3. A shock mitigating system as in claim 1 wherein said position controller comprises:a cylinder having a piston, said piston being coupled to said aft portion of said adjunct hull surface; and a pressure system coupled to said cylinder for selectively supplying a compressible fluid under pressure to said cylinder for controlling the position of said piston in said cylinder.

4. A shock mitigating system as in claim 1 wherein said compressible fluid is air.

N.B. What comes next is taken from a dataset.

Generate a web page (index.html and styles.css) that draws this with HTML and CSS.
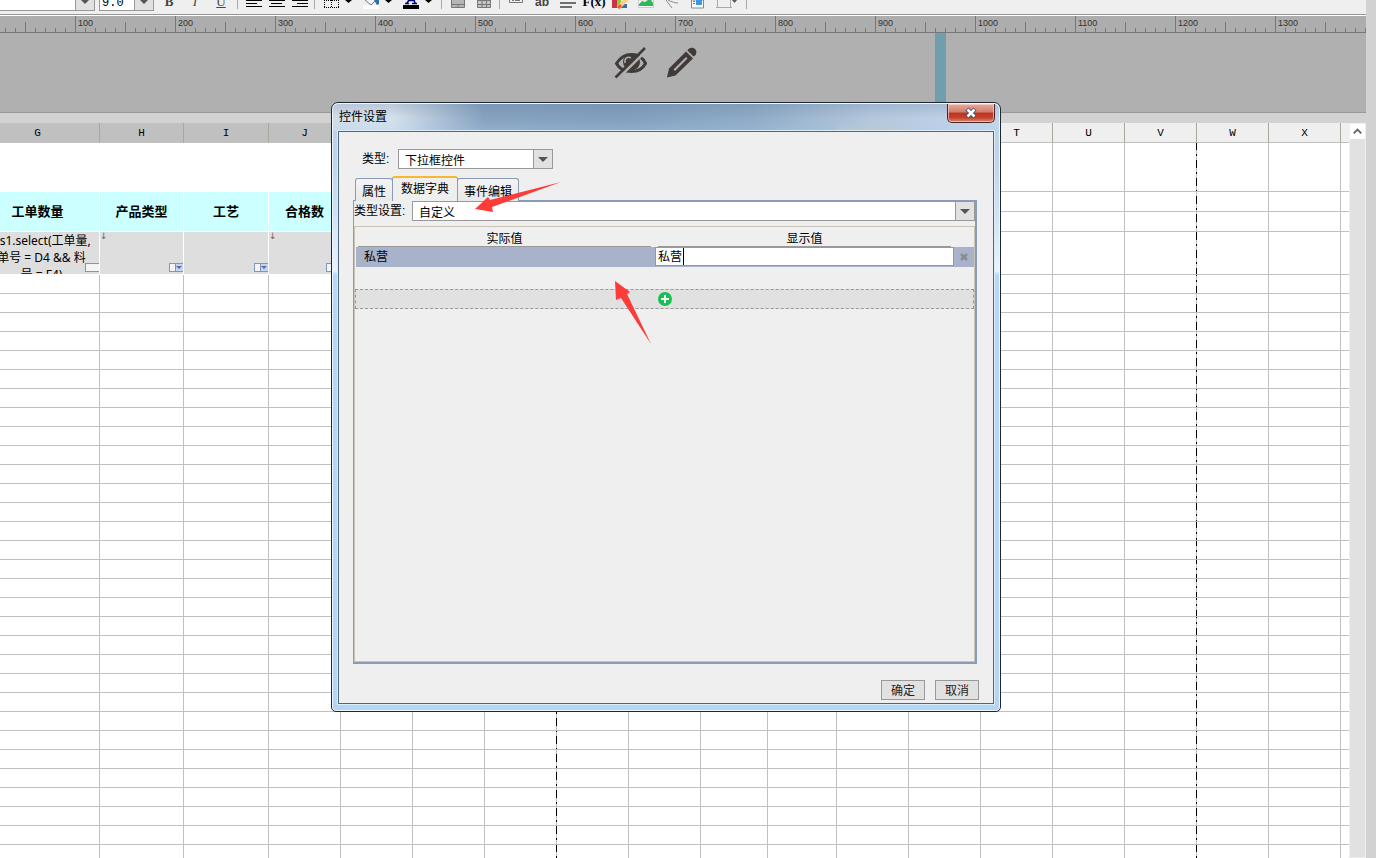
FILE: index.html
```html
<!DOCTYPE html>
<html lang="zh-CN">
<head>
<meta charset="utf-8">
<title>控件设置</title>
<link rel="stylesheet" href="styles.css">
</head>
<body>
<main class="app">
  <div class="toolbar">
    <div class="combo font-combo"><select aria-label="字体"><option></option></select><span class="combo-arrow"></span></div>
    <div class="combo size-combo"><select aria-label="字号"><option>9.0</option></select><span class="combo-arrow"></span></div>
    <button class="tool letter" aria-label="加粗"><b>B</b></button>
    <button class="tool letter" aria-label="倾斜"><i>I</i></button>
    <button class="tool letter" aria-label="下划线"><u>U</u></button>
    <span class="sep"></span>
    <button class="tool narrow" aria-label="左对齐"><svg viewBox="0 0 23 14"><path d="M4 .5h16M4 3.5h11M4 6.5h16" stroke="#000"/></svg></button>
    <button class="tool narrow" aria-label="居中"><svg viewBox="0 0 23 14"><path d="M4 .5h16M6 3.5h11M4 6.5h16" stroke="#000"/></svg></button>
    <button class="tool narrow" aria-label="右对齐"><svg viewBox="0 0 23 14"><path d="M4 .5h16M9 3.5h11M4 6.5h16" stroke="#000"/></svg></button>
    <span class="sep"></span>
    <button class="tool split" aria-label="边框"><svg viewBox="0 0 40 14"><path d="M5.500 0v8M12.500 0v8M19.500 0v8M5 .5h15M5 7.500h15" stroke="#000" stroke-dasharray="1 1" fill="none"/><path d="M26 0h7l-3.500 3z"/></svg></button>
    <button class="tool split" aria-label="填充颜色"><svg viewBox="0 0 40 14"><path d="M4 5h16v4H4z" fill="#fff"/><path d="M6 0l6 5 5-5" fill="#f4f4f4" stroke="#777"/><path d="M15 0h5v4l-2 1z" fill="#2d6da8"/><path d="M26 0h7l-3.500 3z"/></svg></button>
    <button class="tool split" aria-label="字体颜色"><svg viewBox="0 0 40 14"><path d="M6 3.500h4M13 3.500h5M8 3l2-3M16 3l-1-3M9 .5h7" stroke="#000080" stroke-width="1.500"/><path d="M4 5h16v4H4z"/><path d="M26 0h7l-3.500 3z"/></svg></button>
    <span class="sep tight"></span>
    <button class="tool" aria-label="合并"><svg viewBox="0 0 26 14"><path d="M6.500 0v7.500h13V0M6.500 4.500h13M13 5v3" fill="#b5b5b5" stroke="#777"/></svg></button>
    <button class="tool" aria-label="拆分"><svg viewBox="0 0 26 14"><path d="M6.500 0v7.500h13V0M6.500 .5h13M6.500 4.500h13M11 0v8M15.500 0v8" fill="#c4c4c4" stroke="#777"/></svg></button>
    <span class="sep tight"></span>
    <button class="tool" aria-label="控件"><svg viewBox="0 0 26 14"><path d="M6.500 0v2.500h13V0M9 .5h2M12 .5h5" fill="none" stroke="#777"/></svg></button>
    <button class="tool letter sans" aria-label="文本"><b>ab</b></button>
    <button class="tool" aria-label="行"><svg viewBox="0 0 26 14"><path d="M5 3h16M5 7h12" stroke="#444" stroke-width="1.500"/></svg></button>
    <button class="tool letter formula-tool" aria-label="公式"><b>F(x)</b></button>
    <button class="tool" aria-label="图表"><svg viewBox="0 0 26 14"><path d="M5 0h5v8H5z" fill="#c8334b"/><path d="M10 0h4v8h-4z" fill="#9ac834"/><path d="M14 4h6v4h-6z" fill="#3070c0"/><path d="M11 8l9-9" stroke="#ffd080" stroke-width="4"/><path d="M11 8l3-3" stroke="#f05a32" stroke-width="3"/></svg></button>
    <button class="tool" aria-label="图片"><svg viewBox="0 0 26 14"><path d="M5.500 0h15v7.500h-15z" fill="#fff" stroke="#ccc"/><path d="M6 4l3-3 3 1 3-2h3l2 3v3H6z" fill="#30b858"/></svg></button>
    <button class="tool" aria-label="斜线"><svg viewBox="0 0 26 14"><path d="M7 0l6 8M9 0c4 2 7 3 10 3" stroke="#888" fill="none"/></svg></button>
    <button class="tool" aria-label="子报表"><svg viewBox="0 0 26 14"><path d="M6.500 0h12v8h-12z" fill="#fff" stroke="#888"/><path d="M11 0h6v5h-6z" fill="#3996e8"/><path d="M8 1.500h2M8 3.500h2" stroke="#777"/></svg></button>
    <button class="tool" aria-label="悬浮元素"><svg viewBox="0 0 26 14"><path d="M6.500 0v7.500h13V0M5 7.500h3M18 7.500h3" fill="none" stroke="#aaa"/><path d="M21 0h5l-2.500 3z" fill="#555"/></svg></button>
    <span class="sep wide"></span>
  </div>

  <div class="ruler">
    <span>100</span><span>200</span><span>300</span><span>400</span><span>500</span><span>600</span><span>700</span><span>800</span><span>900</span><span>1000</span><span>1100</span><span>1200</span><span>1300</span>
  </div>

  <div class="param-pane">
    <svg class="eye" viewBox="0 0 34 32"><path d="M2.500 16.500C7 9 13 7.500 17.500 7.500S28 9 31.500 16.500C28 23 22 24.500 17.500 24.500S6 23 2.500 16.500z" fill="none" stroke="#403b39" stroke-width="3"/><circle cx="17.500" cy="15" r="8.500" fill="#403b39"/><path d="M11 16c-1-5 3-7 6-5" fill="none" stroke="#b0b0b0" stroke-width="1.500"/><path d="M3.500 32L33 3" stroke="#b0b0b0" stroke-width="2.500"/><path d="M1.500 30.500L31 1" stroke="#403b39" stroke-width="2.500"/></svg>
    <svg class="pencil" viewBox="0 0 32 32"><path d="M1 30.500l2-9L20 4.500l7 7L9.500 28.500z" fill="#403b39"/><path d="M21.500 3.500C23 0 27 0 29 2s2 6-1.500 7.500z" fill="#403b39"/><path d="M7.500 22.500L20 10l1.500 1.500L9 24z" fill="#b0b0b0"/></svg>
    <span class="marker"></span>
  </div>

  <div class="workspace">
    <div class="sheet">
      <table class="cells">
        <colgroup>
          <col class="c-124"><col class="c-84"><col class="c-85"><col class="c-72"><col class="c-72"><col class="c-72"><col class="c-72 page-edge"><col class="c-72"><col class="c-72"><col class="c-67"><col class="c-69"><col class="c-72"><col class="c-72"><col class="c-72"><col class="c-72"><col class="c-72 page-edge"><col class="c-72"><col class="c-72"><col>
        </colgroup>
        <thead>
          <tr><th class="sel">G</th><th class="sel">H</th><th class="sel">I</th><th class="sel">J</th><th class="sel">K</th><th class="sel">L</th><th class="sel">M</th><th class="sel">N</th><th class="sel">O</th><th class="sel">P</th><th>Q</th><th>R</th><th>S</th><th>T</th><th>U</th><th>V</th><th>W</th><th>X</th><th></th></tr>
        </thead>
        <tbody id="rows">
          <tr class="r-tall"><td class="blank" colspan="4"></td></tr>
          <tr class="r-half"><td class="head" rowspan="2">工单数量</td><td class="head" rowspan="2">产品类型</td><td class="head" rowspan="2">工艺</td><td class="head" rowspan="2">合格数</td></tr>
          <tr class="r-half"></tr>
          <tr class="r-data">
            <td class="data"><div class="formula">ds1.select(工单量,<br>单号 = D4 &amp;&amp; 料<br>号 = F4)</div><span class="text-mark"></span></td>
            <td class="data"><span class="expand">↓</span><span class="drop-mark"></span></td>
            <td class="data"><span class="drop-mark"></span></td>
            <td class="data"><span class="expand">↓</span><span class="drop-mark"></span></td>
          </tr>
        </tbody>
      </table>
    </div>
    <div class="scrollbar"><button class="scroll-up" aria-label="向上滚动"><svg viewBox="0 0 16 15"><path d="M4 10l4-4 4 4" fill="none" stroke="#666" stroke-width="2"/></svg></button></div>
  </div>
</main>

<section class="dialog" role="dialog" aria-labelledby="dialog-title">
  <header class="titlebar">
    <h1 id="dialog-title">控件设置</h1>
    <button class="close" aria-label="关闭"><svg viewBox="0 0 14 12"><path d="M3 2l8 8M11 2l-8 8" stroke="#4b4f66" stroke-width="4.500"/><path d="M3.500 2.500l7 7M10.500 2.500l-7 7" stroke="#fff" stroke-width="2.500"/></svg></button>
  </header>
  <div class="dialog-body">
    <div class="type-row">
      <label for="type">类型:</label>
      <div class="combo"><select id="type"><option>下拉框控件</option></select><span class="combo-arrow"></span></div>
    </div>
    <div class="tabs" role="tablist">
      <button class="tab" role="tab">属性</button>
      <button class="tab active" role="tab" aria-selected="true">数据字典</button>
      <button class="tab" role="tab">事件编辑</button>
    </div>
    <div class="pane">
      <div class="dict-row">
        <label for="dict">类型设置:</label>
        <div class="combo"><select id="dict"><option>自定义</option></select><span class="combo-arrow"></span></div>
      </div>
      <div class="values">
        <div class="values-head"><span>实际值</span><span>显示值</span></div>
        <div class="value-row">
          <span class="actual">私营</span>
          <div class="editor"><input aria-label="显示值" value="私营"><span class="caret"></span></div>
          <button class="remove" aria-label="删除"><svg viewBox="0 0 10 10"><path d="M2 2l6 6M8 2L2 8" stroke="#8b8c8c" stroke-width="2.500"/></svg></button>
        </div>
        <button class="add" aria-label="添加"><svg viewBox="0 0 14 14"><circle cx="7" cy="7" r="7" fill="#18c054"/><path d="M7 3v8M3 7h8" stroke="#fff" stroke-width="2"/></svg></button>
      </div>
    </div>
    <footer class="actions"><button>确定</button><button>取消</button></footer>
  </div>
  <svg class="pointer pointer-tab" viewBox="0 0 88 32"><path d="M1 28l13-12 2 3L87 1 18 26l1 5z" fill="#fd3b39"/></svg>
  <svg class="pointer pointer-value" viewBox="0 0 38 65"><path d="M1 1l15 11-3 2 24 50L7 18l-5 2z" fill="#fd3b39"/></svg>
</section>
<script src="sheet.js"></script>
</body>
</html>
```

FILE: styles.css
```css
* { box-sizing: border-box; }
html, body { height: 100%; }
body {
  margin: 0;
  overflow: hidden;
  background: #d2d2d2;
  color: #000;
  font: 12px/16px "Liberation Sans", "Noto Sans CJK SC", sans-serif;
}
button, select, input { font: inherit; color: inherit; margin: 0; padding: 0; border: 0; background: none; border-radius: 0; outline: 0; }
svg { display: block; }

.app { height: 100%; margin-right: 10px; display: flex; flex-direction: column; }

/* toolbar */
.toolbar { height: 15px; flex: none; display: flex; background: #efefef; border-bottom: 1px solid #969696; overflow: hidden; }
.combo { display: flex; height: 20px; background: #fff; border: 1px solid #999; }
.combo select { appearance: none; flex: 1; min-width: 0; padding: 3px 0 0 6px; }
.combo-arrow { flex: none; width: 19px; background: #e1e1e1; border-left: 1px solid #999; display: flex; align-items: center; justify-content: center; }
.combo-arrow::before { content: ""; border: 5px solid transparent; border-top-color: #555; border-bottom: 0; }
.toolbar .combo { flex: none; margin-top: -9px; }
.font-combo { width: 95px; border-left: 0; margin-right: 4px; }
.size-combo { width: 55px; margin-right: 2px; font-family: "Liberation Mono", monospace; }
.toolbar .size-combo select { padding-left: 2px; }
.tool { flex: none; width: 26px; height: 14px; }
.tool svg { width: 100%; height: 14px; }
.tool.narrow { width: 23px; }
.tool.split { width: 40px; }
.tool.letter { font: 13px/16px "Liberation Serif", serif; color: #444; margin-top: -8px; height: 20px; }
.tool.sans { font: 12px/16px "Liberation Sans", sans-serif; }
.tool.formula-tool { color: #000; }
.sep { flex: none; width: 8px; height: 9px; background: linear-gradient(#aaa, #aaa) 3px 0 / 1px 100% no-repeat; }
.sep.tight { width: 6px; background-position: 2px 0; }
.sep.wide { width: 16px; background-position: 9px 0; }

/* ruler */
.ruler {
  flex: none;
  height: 18px;
  display: flex;
  padding-left: 75px;
  overflow: hidden;
  border-top: 1px solid #fff;
  border-bottom: 1px solid #777;
  background:
    repeating-linear-gradient(90deg, transparent 0 5px, #777 5px 6px, transparent 6px 10px) 0 100% / 100% 4px no-repeat,
    repeating-linear-gradient(90deg, transparent 0 25px, #777 25px 26px, transparent 26px 100px) 0 100% / 100% 10px no-repeat,
    #adadad;
}
.ruler span { flex: 0 0 100px; border-left: 1px solid #777; padding-left: 2px; font-size: 9px; line-height: 14px; color: #333; }

/* parameter pane */
.param-pane { flex: none; height: 80px; display: flex; padding-left: 614px; background: #b0b0b0; border-bottom: 1px solid #999; }
.eye { width: 34px; height: 32px; margin: 14px 18px 0 0; }
.pencil { width: 32px; height: 32px; margin-top: 14px; }
.marker { width: 11px; margin-left: 237px; background: #6f9eac; }

/* sheet */
.workspace { flex: 1; min-height: 0; display: flex; margin-top: 10px; }
.sheet { flex: 1; min-width: 0; overflow: hidden; background: #fff; }
.cells { width: calc(100% + 24px); margin-left: -24px; table-layout: fixed; border-collapse: separate; border-spacing: 0; }
.c-124 { width: 124px; }
.c-84 { width: 84px; }
.c-85 { width: 85px; }
.c-72 { width: 72px; }
.c-67 { width: 67px; }
.c-69 { width: 69px; }
.cells th { height: 20px; padding: 0; background: #efefef; border-right: 1px solid #aca899; border-bottom: 1px solid #c0c0c0; font: 11px/18px "Liberation Mono", monospace; }
.cells th.sel { background: #c0c0c0; }
.cells td { height: 19px; padding: 0; border-right: 1px solid #c0c0c0; border-bottom: 1px solid #c0c0c0; }
.cells th:last-child, .cells td:last-child { border-right: 0; }
.cells .r-tall td { height: 49px; }
.cells .r-half td { height: 20px; }
.cells .r-data td { height: 43px; }
.cells td.blank, .cells td.head, .cells td.data { border-color: #fff; }
.cells td.head { background: #cff; font-size: 13px; font-weight: bold; text-align: center; }
.cells td.data { position: relative; background: #dedede; vertical-align: top; }
.cells td.page-edge { border-right: 0; }
.cells col.page-edge {
  background: repeating-linear-gradient(#c0c0c0 0 1px, #000 1px 9px, #c0c0c0 9px 13px, #000 13px 15px, #c0c0c0 15px 18px) 100% 0 / 1px 100% no-repeat;
}
.formula { height: 42px; overflow: hidden; padding-left: 8px; text-align: center; white-space: nowrap; font: 12px/17px "Noto Sans", "Noto Sans CJK SC", sans-serif; }
.text-mark, .drop-mark { position: absolute; right: 0; bottom: 2px; width: 14px; height: 9px; border: 1px solid #7f96bb; border-right: 0; background: #f4f4f4; }
.drop-mark { background: linear-gradient(90deg, #f4f4f4 5px, #7f96bb 5px 6px, #c3d5f2 6px); }
.drop-mark::after { content: ""; position: absolute; right: 1px; top: 2px; border: 3px solid transparent; border-top-color: #5a6ca0; border-bottom: 0; }
.expand { position: absolute; left: 0; top: 0; font: 9px/9px "DejaVu Sans", sans-serif; color: #666; }
.scrollbar { flex: none; width: 17px; background: #e1e1e1; border: 1px solid #efefef; }
.scroll-up { display: block; width: 100%; height: 15px; background: #fff; }

/* dialog */
.dialog {
  position: absolute;
  left: 331px;
  top: 102px;
  width: 670px;
  padding: 0 6px 7px;
  border: 1px solid #1d2834;
  border-radius: 7px 7px 5px 5px;
  background: linear-gradient(#c8d3e0, #bdd3ec 50px, #cfe2f5 110px, #e8f4ff 168px, #b5d8fb 172px, #b5d5f5);
  box-shadow: inset 0 0 0 1px #eef6fc;
}
.titlebar {
  display: flex;
  justify-content: space-between;
  height: 28px;
  margin: 0 -5px;
  padding: 0 4px 0 6px;
  border-top: 1px solid #eef6fc;
  border-radius: 6px 6px 0 0;
  background:
    linear-gradient(transparent, rgba(196, 200, 190, .6)) 505px 100% / 70px 8px no-repeat,
    linear-gradient(rgba(80, 110, 145, .2), transparent 14px, rgba(170, 210, 250, .25)),
    linear-gradient(90deg, #d3dde8, #d5e0eb 60px, #87a2bf 150px, #829fbd 290px, #8faac5 420px, #b4c7dc 540px, #c5d6e9);
}
.titlebar h1 { margin: 0; font-size: 12px; font-weight: normal; line-height: 26px; }
.close {
  width: 48px;
  height: 19px;
  display: flex;
  align-items: center;
  justify-content: center;
  border: 1px solid #47262b;
  border-top: 0;
  border-radius: 0 0 5px 5px;
  background: linear-gradient(#e5aca0, #d37c6c 45%, #b93522 50%, #c5412b 75%, #d98a6f);
  box-shadow: inset 0 0 0 1px rgba(255, 220, 210, .6);
}
.close svg { width: 14px; height: 12px; }
.dialog-body { padding: 17px 14px 3px; border: 1px solid #50667e; box-shadow: 0 0 0 1px #dcecf9; background: #efefef; }
.type-row { display: flex; padding-left: 9px; }
.type-row label { width: 36px; line-height: 21px; }
.type-row .combo { width: 155px; }
.tabs { display: flex; align-items: flex-end; padding-left: 2px; margin-top: 6px; }
.tab { height: 23px; padding: 3px 6px 0; border: 1px solid #8a9bb5; border-bottom: 0; border-radius: 3px 3px 0 0; background: linear-gradient(#f4f4f4, #e9e9e9); }
.tab + .tab { margin-left: -1px; }
.tab.active { position: relative; height: 25px; padding: 0 8px 2px; border-top: 2px solid #f5b82e; background: #efefef; }
.pane { height: 464px; display: flex; flex-direction: column; border: 1px solid #8a9bb5; border-right-width: 2px; border-bottom-width: 2px; margin: -1px 2px 0 0; }
.dict-row { display: flex; }
.dict-row label { width: 58px; line-height: 21px; white-space: nowrap; }
.dict-row .combo { flex: 1; }
.values { flex: 1; margin-top: 4px; border: 1px solid #c9c4b4; }
.values-head { display: grid; grid-template-columns: 1fr 1fr; gap: 7px; padding: 2px 23px 0 3px; text-align: center; }
.values-head span { height: 18px; line-height: 20px; border-bottom: 1px solid #999; }
.value-row { display: grid; grid-template-columns: 1fr 1fr 20px; height: 20px; margin: 0 0 0 1px; background: #a8b3cb; }
.actual { padding-left: 8px; line-height: 20px; }
.editor { display: flex; height: 19px; padding-left: 2px; background: #fff; border: 1px solid #999; }
.editor input { width: 25px; }
.caret { width: 1px; background: #000; }
.remove { display: flex; align-items: center; justify-content: center; }
.remove svg { width: 10px; height: 10px; }
.add { width: 100%; height: 20px; margin-top: 22px; display: flex; align-items: center; justify-content: center; border: 1px dashed #999; background: #e1e1e1; }
.add svg { width: 14px; height: 14px; }
.actions { display: flex; justify-content: flex-end; gap: 10px; padding-top: 16px; }
.actions button { width: 44px; height: 20px; padding-top: 1px; border: 1px solid #999; background: #e1e1e1; color: #222; }

/* arrows drawn over the dialog */
.pointer { position: absolute; pointer-events: none; }
.pointer-tab { left: 142px; top: 78px; width: 88px; height: 32px; }
.pointer-value { left: 282px; top: 177px; width: 38px; height: 65px; }
```

FILE: sheet.js
```js
const body = document.getElementById("rows");
const COLUMNS = 19;
const EMPTY_ROWS = 60;
const PAGE_EDGES = [6, 15];

function addCells(row, from) {
  for (let c = from; c < COLUMNS; c++) {
    const cell = document.createElement("td");
    if (PAGE_EDGES.includes(c)) cell.className = "page-edge";
    row.appendChild(cell);
  }
}

for (const row of [...body.rows]) addCells(row, 4);
for (let r = 0; r < EMPTY_ROWS; r++) {
  const row = document.createElement("tr");
  addCells(row, 0);
  body.appendChild(row);
}
```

5. A shock mitigating system for a planing boat having a hull extending from a forward end to an aft end, the hull further having a centerline running from the forward end to the aft end, said shock mitigating system comprising:a one-piece adjunct hull surface pivotally coupled at one end thereof to the forward end of the hull of said planing boat, said adjunct hull surface extending along the hull of said planing boat on either side of the centerline to aft of amidships of said planing boat, said adjunct hull surface being constructed of a rigid material that has upper and lower surfaces conforming to the shape of the hull of said planing boat on either side of the centerline; a spring coupled between said adjunct hull surface and said planing boat; and a biasing system coupled to said spring for biasing said spring such that said adjunct hull surface can be selectively positioned anywhere between a first position and a second position wherein, in said first position, said adjunct hull surface rests against the hull and wherein, in said second position, said adjunct hull surface pivots at said one end and is spaced apart from the hull, wherein said spring absorbs shock loads experienced by said adjunct hull surface when said adjunct hull surface is spaced apart from the hull of said planing boat.

6. A shock mitigating system as in claim 5 wherein a length of said adjunct hull surface is approximately two-thirds the length of said planing boat.

7. A shock mitigating system as in claim 5 wherein said spring is an air spring.

8. A shock mitigating system as in claim 5 wherein said spring is a hydraulic spring.